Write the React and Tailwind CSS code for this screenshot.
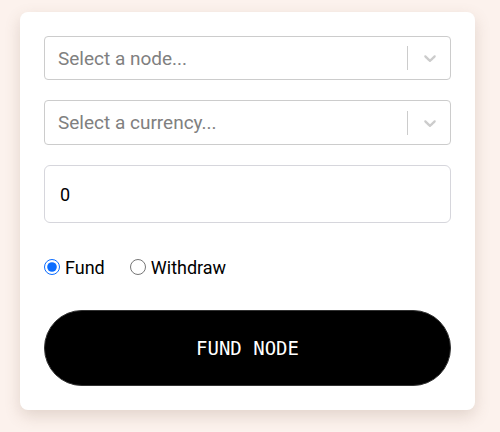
import { useState } from 'react';

function Chevron() {
  return (
    <svg width="20" height="20" viewBox="0 0 20 20" fill="#cccccc" aria-hidden="true">
      <path d="M4.516 7.548c0.436-0.446 1.043-0.481 1.576 0l3.908 3.747 3.908-3.747c0.533-0.481 1.141-0.446 1.574 0 0.436 0.445 0.408 1.197 0 1.615-0.406 0.418-4.695 4.502-4.695 4.502-0.217 0.223-0.502 0.335-0.787 0.335s-0.57-0.112-0.789-0.335c0 0-4.287-4.084-4.695-4.502s-0.436-1.17 0-1.615z" />
    </svg>
  );
}

function FakeSelect({ placeholder, height }) {
  return (
    <div className={`flex items-center border border-[#cccccc] rounded-[4px] bg-white ${height}`}>
      <div className="flex-1 pl-[13px] text-[19px] text-[#808080] leading-none">{placeholder}</div>
      <span className="w-px h-[24px] bg-[#cccccc]" />
      <div className="pl-[12px] pr-[10px] flex items-center">
        <Chevron />
      </div>
    </div>
  );
}

export default function App() {
  const [modo, setModo] = useState('fund');
  const [monto, setMonto] = useState('0');

  return (
    <div className="min-h-screen w-full bg-[#fcf2ed] pt-[12px] pl-[20px] font-['Roboto',sans-serif]">
      <div className="w-[455px] bg-white rounded-[8px] shadow-[0_6px_16px_rgba(120,90,70,0.2)] p-6 flex flex-col">
        <FakeSelect placeholder="Select a node..." height="h-[44px]" />
        <div className="mt-[20px]">
          <FakeSelect placeholder="Select a currency..." height="h-[45px]" />
        </div>

        <input
          value={monto}
          onChange={e => setMonto(e.target.value)}
          className="mt-[20px] h-[58px] w-full border border-[#d6d6dc] rounded-[6px] px-[15px] text-[18px] text-black outline-none"
        />

        <div className="mt-[35px] flex items-center text-[18px] text-black h-[18px]">
          <label className="flex items-center">
            <input
              type="radio"
              name="modo"
              checked={modo === 'fund'}
              onChange={() => setModo('fund')}
              className="m-0 w-[16px] h-[16px] accent-[#0a6cff]"
            />
            <span className="ml-[5px]">Fund</span>
          </label>
          <label className="flex items-center ml-[25px]">
            <input
              type="radio"
              name="modo"
              checked={modo === 'withdraw'}
              onChange={() => setModo('withdraw')}
              className="m-0 w-[16px] h-[16px]"
            />
            <span className="ml-[5px]">Withdraw</span>
          </label>
        </div>

        <button className="mt-[34px] h-[76px] w-full rounded-full bg-black border border-[#333] text-white text-[19px] font-['DejaVu_Sans_Mono',monospace]">
          {modo === 'fund' ? 'FUND NODE' : 'WITHDRAW'}
        </button>
      </div>
    </div>
  );
}
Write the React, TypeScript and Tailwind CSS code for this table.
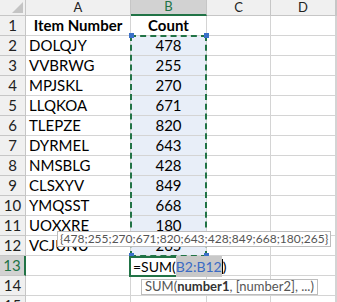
const rows: [string, number][] = [
  ['DOLQJY', 478],
  ['VVBRWG', 255],
  ['MPJSKL', 270],
  ['LLQKOA', 671],
  ['TLEPZE', 820],
  ['DYRMEL', 643],
  ['NMSBLG', 428],
  ['CLSXYV', 849],
  ['YMQSST', 668],
  ['UOXXRE', 180],
  ['VCJUNU', 265]
];

const cell = 'border-r border-b border-[#d4d4d4] overflow-hidden whitespace-nowrap';
const head = 'border-r border-b border-[#c6c6c6] bg-[#f0f0f0] flex items-center justify-center text-[13px] text-[#222]';

function RowHead({ n, active }: { n: number; active?: boolean }) {
  if (active) {
    return (
      <div className="flex items-center justify-center border-b border-r-2 border-b-[#c6c6c6] border-r-[#217346] bg-[#d2d2d2] text-[15px] text-[#217346]">
        {n}
      </div>
    );
  }
  return <div className={`${head} !text-[15px]`}>{n}</div>;
}

export default function App() {
  return (
    <div className="relative h-[302px] w-[337px] overflow-hidden bg-white font-['Lato',sans-serif] text-black">
      <div className="grid grid-cols-[26px_105px_76px_64px_65px_1fr] grid-rows-[16px_repeat(15,20px)]">
        {/* column headers */}
        <div className={`${head} relative`}>
          <div className="absolute bottom-[2px] right-[2px] h-0 w-0 border-b-[11px] border-l-[11px] border-b-[#c4c4c4] border-l-transparent" />
        </div>
        <div className={head}>A</div>
        <div className="flex items-center justify-center border-b-2 border-r border-b-[#217346] border-r-[#c6c6c6] bg-[#d2d2d2] text-[13px] text-[#217346]">
          B
        </div>
        <div className={head}>C</div>
        <div className={head}>D</div>
        <div className={head} />

        {/* row 1 */}
        <RowHead n={1} />
        <div className={`${cell} flex items-center justify-center text-[15px] font-bold`}>Item Number</div>
        <div className={`${cell} flex items-center justify-center text-[15px] font-bold`}>Count</div>
        <div className={cell} />
        <div className={cell} />
        <div className={cell} />

        {rows.map(([item, count], i) => (
          <div key={item} className="contents">
            <RowHead n={i + 2} />
            <div className={`${cell} flex items-center px-[3px] text-[15px]`}>{item}</div>
            <div className={`${cell} flex items-center justify-center bg-[#e8eef8] text-[15px]`}>{count}</div>
            <div className={cell} />
            <div className={cell} />
            <div className={cell} />
          </div>
        ))}

        {/* row 13 */}
        <RowHead n={13} active />
        <div className={cell} />
        <div className="relative border-b border-r border-[#d4d4d4]">
          <div className="absolute left-[2px] top-0 z-10 flex h-[20px] items-center whitespace-nowrap text-[14px]">
            <span>=SUM(</span>
            <span className="bg-[#c8c8c8] text-[#3b6bc4]">B2:B12</span>
            <span className="h-[15px] w-px bg-black" />
            <span>)</span>
          </div>
        </div>
        <div className={cell} />
        <div className={cell} />
        <div className={cell} />

        {[14, 15].map((n) => (
          <div key={n} className="contents">
            <RowHead n={n} />
            <div className={cell} />
            <div className={cell} />
            <div className={cell} />
            <div className={cell} />
            <div className={cell} />
          </div>
        ))}
      </div>

      {/* copy range marching ants */}
      <div className="absolute left-[130px] top-[35px] h-[222px] w-[77px] border-2 border-dashed border-[#217346]" />
      <div className="absolute left-[129px] top-[33px] h-[5px] w-[5px] bg-[#3a70c8]" />
      <div className="absolute left-[204px] top-[33px] h-[5px] w-[5px] bg-[#3a70c8]" />
      <div className="absolute left-[129px] top-[253px] h-[5px] w-[5px] bg-[#3a70c8]" />
      <div className="absolute left-[204px] top-[253px] h-[5px] w-[5px] bg-[#3a70c8]" />

      {/* active cell */}
      <div className="absolute left-[129px] top-[256px] h-[21px] w-[80px] border-2 border-[#217346]" />

      {/* array value tip */}
      <div className="absolute left-[57px] top-[231px] flex h-[16px] items-center border border-[#bdbdbd] bg-white px-[2px] text-[12px] text-[#555]">
        {'{478;255;270;671;820;643;428;849;668;180;265}'}
      </div>

      {/* function tip */}
      <div className="absolute left-[141px] top-[279px] flex h-[16px] items-center border border-[#bdbdbd] bg-white px-[3px] text-[13px] text-[#555]">
        SUM(<b className="text-[#333]">number1</b>, [number2], ...)
      </div>
    </div>
  );
}
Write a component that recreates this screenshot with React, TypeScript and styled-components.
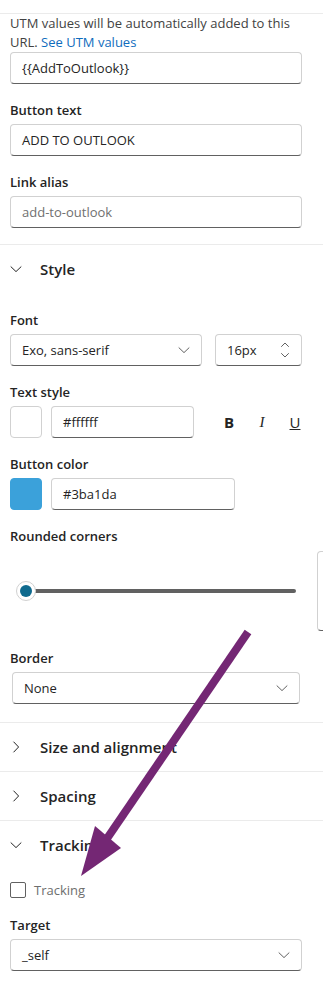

Work to be completed. The answer is one number: how many lines of the material above contain "Tailwind".

Result. 2